New Trial for a Mother Who Drowned 5 Children

By ADAM LIPTAK
Published: January 7, 2005
http://www.nytimes.com/2005/01/07/national/07yates.html?th  (must register to view original article)

Andrea Yates, the Texas woman convicted of drowning her children in a bathtub, was granted a new trial by an appeals court in Houston yesterday. The court ruled that a prosecution expert's false testimony about the television program "Law & Order" required a retrial.

Ms. Yates, who had received diagnoses of postpartum depression and psychosis, confessed to the police in 2001 that she had drowned her five children, ages 6 months to 7 years. A Houston jury convicted her of murder the next year for three of the drownings, rejecting her insanity defense. The case ignited a national debate about mental illness, postpartum depression and the legal definition of insanity.

Yesterday's ruling was narrow and novel. It turned on testimony by Dr. Park Dietz, a psychiatrist who was the prosecution's sole mental health expert. Dr. Dietz testified that Ms. Yates was psychotic at the time of the murders but knew right from wrong. The latter conclusion meant that she was not insane under Texas' unusually narrow definition of legal insanity.

On cross-examination, Dr. Dietz was asked about his work as a consultant on "Law & Order," a program Ms. Yates, the appeals court said, "was known to watch." He was asked whether any of the episodes he had worked on concerned "postpartum depression or women's mental health."

"As a matter of fact," he answered, "there was a show of a woman with postpartum depression who drowned her children in the bathtub and was found insane, and it was aired shortly before the crime occurred."

That statement was false: There was no such episode. The falsehood was discovered after the jury convicted Ms. Yates.

Dr. Dietz, who did not respond to several messages seeking comment yesterday, said at the time that his testimony had been based on a mistaken recollection.

The trial court denied a defense request for a mistrial, but the jury was told about the false testimony during the sentencing hearing. The jury rejected the death penalty and sentenced Ms. Yates to life in prison.

Yesterday, the Court of Appeals for the First District of Texas ruled that the motion for a mistrial should have been granted.

"The state used Dr. Dietz's false testimony to suggest to the jury that appellant patterned her actions after that 'Law & Order' episode," the decision said. "We conclude that there is a reasonable likelihood that Dr. Dietz's false testimony could have affected the judgment of the jury."

Dr. Dietz did not explain the supposed significance of the "Law & Order" episode at the trial. But prosecutors returned to the subject in a separate cross-examination and in closing arguments, suggesting that she had copied the program in a way that implied lucid planning and premeditation.

Dr. Lucy Puryear, a psychiatric expert for the defense, was questioned about the nonexistent episode. In an interview yesterday, Dr. Puryear said the questions to her conveyed a powerful impression to jurors.

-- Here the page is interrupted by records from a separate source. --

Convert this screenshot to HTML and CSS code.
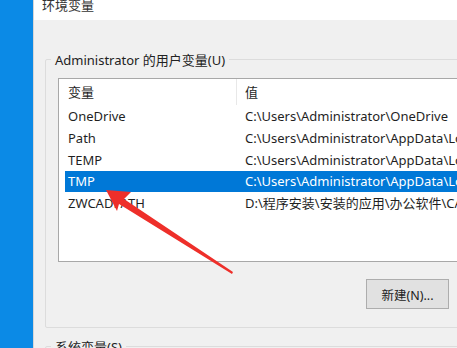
FILE: index.html
```html
<!DOCTYPE html>
<html lang="zh-CN">
<head>
    <meta charset="UTF-8">
    <meta name="viewport" content="width=device-width, initial-scale=1.0">
    <title>环境变量</title>
    <link rel="stylesheet" href="styles.css">
</head>
<body>
    <div class="desktop">
        <div class="desktop-edge"></div>

        <div class="dialog">
            <div class="titlebar">环境变量</div>

            <div class="dialog-body">
                <fieldset class="group">
                    <legend>Administrator 的用户变量(U)</legend>

                    <div class="listview">
                        <div class="lv-row lv-header">
                            <div class="col-name">变量</div>
                            <div class="col-value">值</div>
                        </div>
                        <div class="lv-row">
                            <div class="col-name">OneDrive</div>
                            <div class="col-value">C:\Users\Administrator\OneDrive</div>
                        </div>
                        <div class="lv-row">
                            <div class="col-name">Path</div>
                            <div class="col-value">C:\Users\Administrator\AppData\Local\Microsoft\WindowsApps;</div>
                        </div>
                        <div class="lv-row">
                            <div class="col-name">TEMP</div>
                            <div class="col-value">C:\Users\Administrator\AppData\Local\Temp</div>
                        </div>
                        <div class="lv-row selected">
                            <div class="col-name">TMP</div>
                            <div class="col-value">C:\Users\Administrator\AppData\Local\Temp</div>
                        </div>
                        <div class="lv-row">
                            <div class="col-name">ZWCADPATH</div>
                            <div class="col-value">D:\程序安装\安装的应用\办公软件\CAD</div>
                        </div>
                    </div>

                    <div class="button-row">
                        <button>新建(N)...</button>
                        <button>编辑(E)...</button>
                        <button>删除(D)</button>
                    </div>
                </fieldset>

                <fieldset class="group">
                    <legend>系统变量(S)</legend>
                </fieldset>
            </div>
        </div>
    </div>

    <!-- 标注箭头 -->
    <svg class="arrow" width="457" height="348" viewBox="0 0 457 348">
        <polygon points="106,190 131,192 124,199 233,272 232,274 119,204 117,211" fill="#ee2f2a"/>
    </svg>
</body>
</html>
```

FILE: styles.css
```css
:root {
    --desktop-blue: #0b8ae6;
    --dialog-bg: #f0f0f0;
    --select-blue: #0078d7;
    --list-border: #a8a8a8;
    --group-line: #dcdcdc;
}

* {
    box-sizing: border-box;
    margin: 0;
    padding: 0;
}

html, body {
    width: 457px;
    height: 348px;
    overflow: hidden;
}

body {
    font-family: "Noto Sans", "Noto Sans CJK SC", sans-serif;
    font-size: 13px;
    color: #1f1f1f;
    background: var(--dialog-bg);
    position: relative;
}

.desktop {
    display: flex;
    height: 348px;
}

.desktop-edge {
    width: 33px;
    flex-shrink: 0;
    background: var(--desktop-blue);
}

.dialog {
    width: 520px;
    flex-shrink: 0;
    background: var(--dialog-bg);
    border-left: 1px solid #d6d6d6;
}

.titlebar {
    height: 20px;
    background: #fff;
    padding-left: 8px;
    line-height: 10px;
    font-size: 13px;
    color: #333;
}

.dialog-body {
    padding: 30px 0 0 11px;
}

.group {
    border: 1px solid var(--group-line);
    border-radius: 2px;
    padding: 9px 0 18px 12px;
    margin-bottom: 9px;
}

.group legend {
    margin-left: -7px;
    padding: 0 4px;
    font-size: 13px;
    color: #222;
}

.listview {
    width: 440px;
    height: 184px;
    background: #fff;
    border: 1px solid var(--list-border);
    padding-left: 6px;
}

.lv-row {
    display: flex;
    height: 22px;
    line-height: 22px;
    white-space: nowrap;
}

.lv-header {
    height: 26px;
    line-height: 26px;
}

.lv-header .col-name {
    border-right: 1px solid #e8e8e8;
}

.col-name {
    width: 172px;
    padding-left: 3px;
    flex-shrink: 0;
}

.col-value {
    padding-left: 8px;
}

.lv-row.selected {
    background: var(--select-blue);
    color: #fff;
    height: 21px;
    line-height: 21px;
}

.button-row {
    display: flex;
    gap: 8px;
    margin: 17px 0 0 308px;
}

button {
    width: 83px;
    height: 30px;
    flex-shrink: 0;
    background: #e1e1e1;
    border: 1px solid #adadad;
    font-family: inherit;
    font-size: 12.5px;
    color: #222;
}

.arrow {
    position: absolute;
    left: 0;
    top: 0;
    pointer-events: none;
}
```
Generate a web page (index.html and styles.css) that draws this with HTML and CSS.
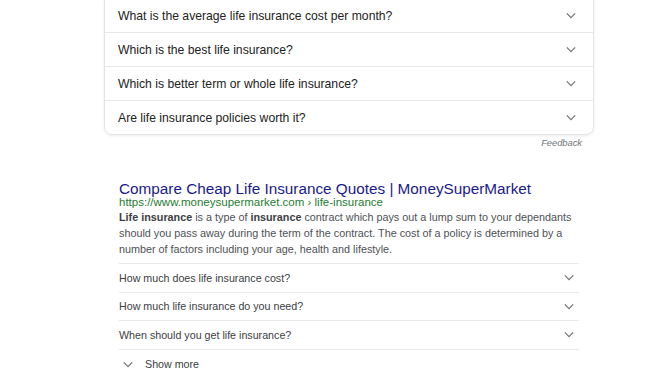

"Had she seen that show and gotten ideas from it," she said, "it would say that she had the ability to think in an abstract way and come up with a plan. That would mean she could tell the difference between right and wrong."

The appeals court said that there was no evidence that prosecutors had knowingly offered or discussed false testimony.

Joseph Owmby, one of the prosecutors, said his office would ask the three-judge panel to reconsider. If that fails, he said, prosecutors will ask the entire appeals court and then the state's highest court for criminal matters, its Court of Criminal Appeals, to reverse the panel's decision.

"It wasn't material," Mr. Owmby said, meaning that Dr. Dietz's testimony about "Law & Order" was not a significant factor in the jury's decisions. "It didn't affect her fair and just trial rights at the trial level."

He said no decision had been made about whether to retry Ms. Yates should the appeals fail.

At a televised news conference yesterday, George Parnham, one of Ms. Yates's lawyers, said she was not seeking an immediate release from prison. Ms. Yates "was surprised and not unpleased" by the decision, Mr. Parnham said. "She understands what's happening."

Deborah W. Denno, a law professor at Fordham University who has studied and written extensively about the Yates case, was critical of other aspects of Dr. Dietz's testimony, too. He testified, for instance, that Ms. Yates's delusions that her thoughts were coming from Satan indicated that she must have known they were wrong.

"He interpreted everything she did as evidence of premeditation and intention," Professor Denno said. "He is a hired gun in the worst sense."

In an interview with The New York Times a month after Ms. Yates was convicted, Dr. Dietz said he had found the case troubling.

"It would have been the easier course of action," he said of his own testimony, "to distort the law a little, ignore the evidence a little and pretend that she didn't know what she did was wrong."


Edward Wyatt contributed reporting for this article.